How is it possible to teach either that God is “love” or that God commands any duty, unless God commands any duty, unless God has a plan for bringing each and all of us to perfection? How can we work at all if there be not such a plan? . . .
To please God, I am justly told, is the end our my being, but I must know what God is like, in order to know what is pleasing to Him. The most frightful crimes which this world has ever seen have been perpetrated “to please God”. . .

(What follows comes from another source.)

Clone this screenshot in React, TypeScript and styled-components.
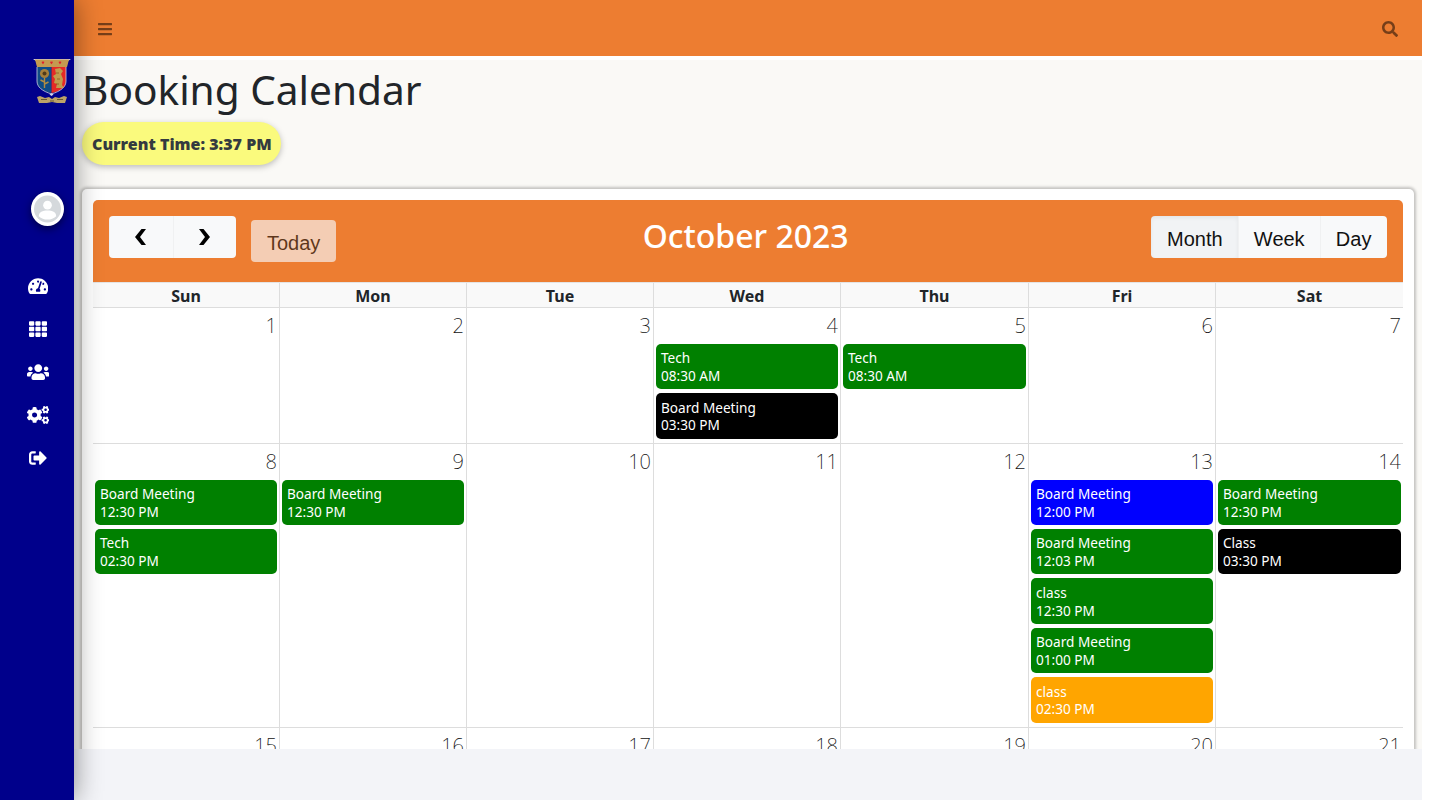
import styled, { createGlobalStyle } from "styled-components";
import {
  FaBars,
  FaCogs,
  FaSearch,
  FaSignOutAlt,
  FaTachometerAlt,
  FaTh,
  FaUsers,
} from "react-icons/fa";

const GlobalStyle = createGlobalStyle`
  html, body {
    margin: 0;
    height: 100%;
    overflow: hidden;
    background: #fff;
  }
  * {
    box-sizing: border-box;
  }
`;

const Shell = styled.div`
  display: flex;
  height: 800px;
  padding-right: 16px;
  font-family: "Noto Sans", sans-serif;
  color: #212529;
`;

const Sidebar = styled.aside`
  flex: 0 0 74px;
  position: relative;
  z-index: 2;
  display: flex;
  flex-direction: column;
  background: #00008b;
  box-shadow: 0 0 28px rgba(0, 0, 0, 0.45);
`;

const Crest = styled.svg`
  width: 38px;
  height: 47px;
  margin: 58px 0 0 33px;
`;

const Avatar = styled.div`
  width: 33px;
  height: 34px;
  margin: 87px 0 0 31px;
  border: 3px solid #fff;
  border-radius: 50%;
  background: #fff;
  box-shadow: 0 3px 8px rgba(0, 0, 0, 0.5);
  svg {
    display: block;
    width: 100%;
    height: 100%;
  }
`;

const SideNav = styled.nav`
  display: flex;
  flex-direction: column;
  margin-top: 38px;
`;

const SideLink = styled.a<{ $width: number }>`
  display: flex;
  align-items: center;
  justify-content: center;
  height: 43px;
  padding-left: 2px;
  color: #fff;
  svg {
    width: ${(p) => p.$width}px;
    height: 18px;
  }
`;

const Main = styled.main`
  flex: 0 0 1348px;
  display: flex;
  flex-direction: column;
  min-width: 0;
  background: #fff;
`;

const Topbar = styled.header`
  flex: 0 0 56px;
  display: flex;
  align-items: center;
  justify-content: space-between;
  padding: 2px 24px 0 23px;
  background: #ed7d31;
  color: rgba(0, 0, 0, 0.5);
  font-size: 16px;
`;

const Content = styled.div`
  flex: 1;
  min-height: 0;
  margin-top: 4px;
  padding: 6px 8px 0;
  overflow: hidden;
  background: #faf9f6;
`;

const Title = styled.h1`
  margin: 0 0 8px;
  font-size: 40.6px;
  font-weight: 400;
  line-height: 48px;
`;

const TimePill = styled.div`
  display: inline-block;
  height: 43px;
  padding: 1px 9.5px 0 10px;
  border-radius: 22px;
  background: #fafa7d;
  box-shadow: 0 2px 6px rgba(0, 0, 0, 0.25);
  color: #343a40;
  font-size: 16px;
  font-weight: 900;
  line-height: 43px;
`;

const Card = styled.section`
  margin-top: 24px;
  padding: 11px;
  border-radius: 5px;
  background: #fff;
  box-shadow: 0 0 3px 2px rgba(0, 0, 0, 0.22);
`;

const Toolbar = styled.div`
  display: flex;
  align-items: flex-start;
  justify-content: space-between;
  height: 82px;
  padding: 16px;
  border-radius: 5px 5px 0 0;
  background: #ed7d31;
`;

const ToolGroup = styled.div`
  display: flex;
  align-items: flex-start;
`;

const ButtonGroup = styled.div`
  display: flex;
  overflow: hidden;
  border-radius: 4px;
`;

const CalButton = styled.button<{ $active?: boolean }>`
  height: 42px;
  padding: 4px 15.6px 0;
  border: 0;
  background: ${(p) => (p.$active ? "#f1f3f5" : "#f8f9fa")};
  box-shadow: ${(p) =>
    p.$active
      ? "inset 0 2px 4px rgba(0, 0, 0, 0.06)"
      : "inset 1px 0 0 rgba(0, 0, 0, 0.03)"};
  color: #111;
  font-family: "Liberation Sans", Arial, sans-serif;
  font-size: 20px;
`;

const ArrowButton = styled(CalButton)`
  display: flex;
  align-items: center;
  justify-content: center;
  width: 63.5px;
  padding: 0;
  color: #000;
  svg {
    display: block;
    width: 11px;
    height: 16px;
  }
`;

const TodayButton = styled(CalButton)`
  margin: 4px 0 0 15px;
  padding: 4px 16px 0;
  border-radius: 4px;
  box-shadow: none;
  opacity: 0.65;
`;

const MonthTitle = styled.h2`
  margin: 0 0 0 3.5px;
  color: #fff;
  font-size: 32px;
  font-weight: 500;
  line-height: 40px;
`;

const Week = styled.div`
  display: grid;
  grid-template-columns: 187px 187px 187px 187px 188px 187px 187px;
  border-bottom: 1px solid #ddd;
`;

const HeadRow = styled(Week)`
  height: 26px;
  border-top: 1px solid #e4e4e4;
  background: #f9f9f9;
`;

const HeadCell = styled.div`
  border-right: 1px solid #ddd;
  font-size: 16px;
  font-weight: 700;
  line-height: 26px;
  text-align: center;
  &:last-child {
    border-right: 0;
  }
`;

const DayCell = styled.div`
  min-width: 0;
  border-right: 1px solid #ddd;
  &:last-child {
    border-right: 0;
  }
`;

const DayNumber = styled.div`
  height: 36px;
  padding-right: 2px;
  color: #111;
  font-size: 20px;
  font-weight: 200;
  line-height: 35px;
  text-align: right;
`;

const EventChip = styled.div<{ $color: string }>`
  height: 45.36px;
  margin: 0 2px 4px;
  padding: 5.4px 5px 0;
  border-radius: 5px;
  background: ${(p) => p.$color};
  color: #fff;
  font-size: 13.6px;
  line-height: 17.68px;
`;

const Footer = styled.footer`
  flex: 0 0 51px;
  background: #f3f4f8;
`;

const GREEN = "#008000";
const BLACK = "#000";
const BLUE = "#0000ff";
const ORANGE = "#ffa500";

type CalEvent = { title: string; time: string; color: string };

const green = (title: string, time: string): CalEvent => ({
  title,
  time,
  color: GREEN,
});

const weeks: { day: number; events?: CalEvent[] }[][] = [
  [
    { day: 1 },
    { day: 2 },
    { day: 3 },
    {
      day: 4,
      events: [
        green("Tech", "08:30 AM"),
        { title: "Board Meeting", time: "03:30 PM", color: BLACK },
      ],
    },
    { day: 5, events: [green("Tech", "08:30 AM")] },
    { day: 6 },
    { day: 7 },
  ],
  [
    {
      day: 8,
      events: [green("Board Meeting", "12:30 PM"), green("Tech", "02:30 PM")],
    },
    { day: 9, events: [green("Board Meeting", "12:30 PM")] },
    { day: 10 },
    { day: 11 },
    { day: 12 },
    {
      day: 13,
      events: [
        { title: "Board Meeting", time: "12:00 PM", color: BLUE },
        green("Board Meeting", "12:03 PM"),
        green("class", "12:30 PM"),
        green("Board Meeting", "01:00 PM"),
        { title: "class", time: "02:30 PM", color: ORANGE },
      ],
    },
    {
      day: 14,
      events: [
        green("Board Meeting", "12:30 PM"),
        { title: "Class", time: "03:30 PM", color: BLACK },
      ],
    },
  ],
  [
    { day: 15 },
    { day: 16 },
    { day: 17 },
    { day: 18 },
    { day: 19 },
    { day: 20 },
    { day: 21 },
  ],
];

const dayNames = ["Sun", "Mon", "Tue", "Wed", "Thu", "Fri", "Sat"];

const CrestLogo = () => (
  <Crest viewBox="0 0 38 47" aria-label="Crest">
    <path d="M0 1h38l-3 2H3z" fill="#d8d4e8" />
    <path d="M2 1.500h34l-2 7.500H4z" fill="#c49a50" />
    <path
      d="M10 3.800c1-1 2.400.2 0 2.400-2.400-2.200-1-3.400 0-2.400zM18.500 3.800c1-1 2.400.2 0 2.400-2.400-2.200-1-3.400 0-2.400zM27 3.800c1-1 2.400.2 0 2.400-2.400-2.200-1-3.400 0-2.400z"
      fill="#e0202c"
    />
    <path d="M4 9h14.500v26C9 33 4 29 4 23z" fill="#0f4c86" />
    <path d="M18.500 9H33v14c0 6-5 10-14.500 12z" fill="#e42a26" />
    <path
      d="M4 9v14c0 6 5 10 14.500 13C28 33 33 29 33 23V9"
      fill="none"
      stroke="#cfd0e0"
      strokeWidth="0.8"
    />
    <circle cx="11.500" cy="15.500" r="4.600" fill="#a57f3a" />
    <circle cx="11.500" cy="15.500" r="2" fill="#4f3a1a" />
    <path
      d="M11.500 20v10M11.500 24l-4-2M11.500 26l4-2"
      stroke="#b08c42"
      strokeWidth="1.400"
      fill="none"
    />
    <path
      d="M22 11l5-1 3 3-2 3 2 5-1 6 2 3h-8l1-4-3-1 1-4-2-3 3-2z"
      fill="#c29c4c"
    />
    <path d="M23 15h3M24 21h3M23 26h3" stroke="#8a5a20" strokeWidth="0.8" />
    <path d="M18.500 35l-2 1.500 2 1.500 2-1.500z" fill="#d8d4e8" />
    <path
      d="M4 39l3-1 5 2 4-1 3 2 3-2 4 1 5-2 3 1-2 6h-8l-5-1-5 1H6z"
      fill="#bca268"
    />
    <path d="M8 41.500h6M17 43h4M24 41.500h6" stroke="#6a5a30" strokeWidth="1" />
  </Crest>
);

const App = () => {
  return (
    <Shell>
      <GlobalStyle />
      <Sidebar>
        <CrestLogo />
        <Avatar>
          <svg viewBox="0 0 28 28">
            <circle cx="14" cy="14" r="14" fill="#d5d9dc" />
            <circle cx="14" cy="10" r="4.500" fill="#fff" />
            <path
              d="M5 21.500c0-4.500 4-6 9-6s9 1.500 9 6c-2.500 2.500-5.500 3.500-9 3.500s-6.500-1-9-3.500z"
              fill="#fff"
            />
          </svg>
        </Avatar>
        <SideNav>
          <SideLink $width={20.25}><FaTachometerAlt /></SideLink>
          <SideLink $width={18}><FaTh /></SideLink>
          <SideLink $width={22.5}><FaUsers /></SideLink>
          <SideLink $width={22.5}><FaCogs /></SideLink>
          <SideLink $width={18}><FaSignOutAlt /></SideLink>
        </SideNav>
      </Sidebar>
      <Main>
        <Topbar>
          <FaBars />
          <FaSearch />
        </Topbar>
        <Content>
          <Title>Booking Calendar</Title>
          <TimePill>Current Time: 3:37 PM</TimePill>
          <Card>
            <Toolbar>
              <ToolGroup>
                <ButtonGroup>
                  <ArrowButton aria-label="prev">
                    <svg viewBox="0 0 11 16">
                      <path d="M11 0H6.500L0 8l6.500 8H11L5 8z" fill="currentColor" />
                    </svg>
                  </ArrowButton>
                  <ArrowButton aria-label="next">
                    <svg viewBox="0 0 11 16">
                      <path d="M0 0h4.500L11 8l-6.500 8H0l6-8z" fill="currentColor" />
                    </svg>
                  </ArrowButton>
                </ButtonGroup>
                <TodayButton>Today</TodayButton>
              </ToolGroup>
              <MonthTitle>October 2023</MonthTitle>
              <ButtonGroup>
                <CalButton $active>Month</CalButton>
                <CalButton>Week</CalButton>
                <CalButton>Day</CalButton>
              </ButtonGroup>
            </Toolbar>
            <HeadRow>
              {dayNames.map((name) => (
                <HeadCell key={name}>{name}</HeadCell>
              ))}
            </HeadRow>
            {weeks.map((week) => (
              <Week key={week[0].day}>
                {week.map((cell) => (
                  <DayCell key={cell.day}>
                    <DayNumber>{cell.day}</DayNumber>
                    {cell.events?.map((ev) => (
                      <EventChip key={ev.time + ev.title} $color={ev.color}>
                        {ev.title}
                        <br />
                        {ev.time}
                      </EventChip>
                    ))}
                  </DayCell>
                ))}
              </Week>
            ))}
          </Card>
        </Content>
        <Footer />
      </Main>
    </Shell>
  );
};

export default App;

This is another of those curious practical mistakes extending through centuries from misunderstanding the character of God, the believing him to be pleased, to be best worshipped, with ceremonial, not moral, service. How could this mistake have originated in Christianity, since Christ may be said to have preached beyond all other things the spiritual service of God, the serving Him by serving man? . . .
First, it is no use saying that God is just, unless we define what justice is. . . Take another word in common use, “love”. It is of no use saying that God is love, unless we define what love will do. . .
Take the newspapers of the day for illustrations. (Advertisement of a book): Fever in London: Its social and sanitary lessons. Exactly as we find out the real facts, we find that every one of those facts has attached to it just the lesson which will lead us on to social improvement. . .
Now take the real facts of “infection”. What is their lesson? Exactly the lesson we should teach, if we wanted to stir man up to social improvement. The lesson of “infection” is to remove the conditions of dirt, of overcrowding, of foulness of every kind under which men live. And even were not so-called “infectious” disease attached to these conditions by the unchanging will of God, it would be inseparable from social improvement that these conditions should be removed.
Disease is Elijah’s earthquake, which forces us to attend, to listen to the “still small voice”. May we not therefore say that “infection” (facts and doctrine) shows God to be a God of love? And this is but one instance.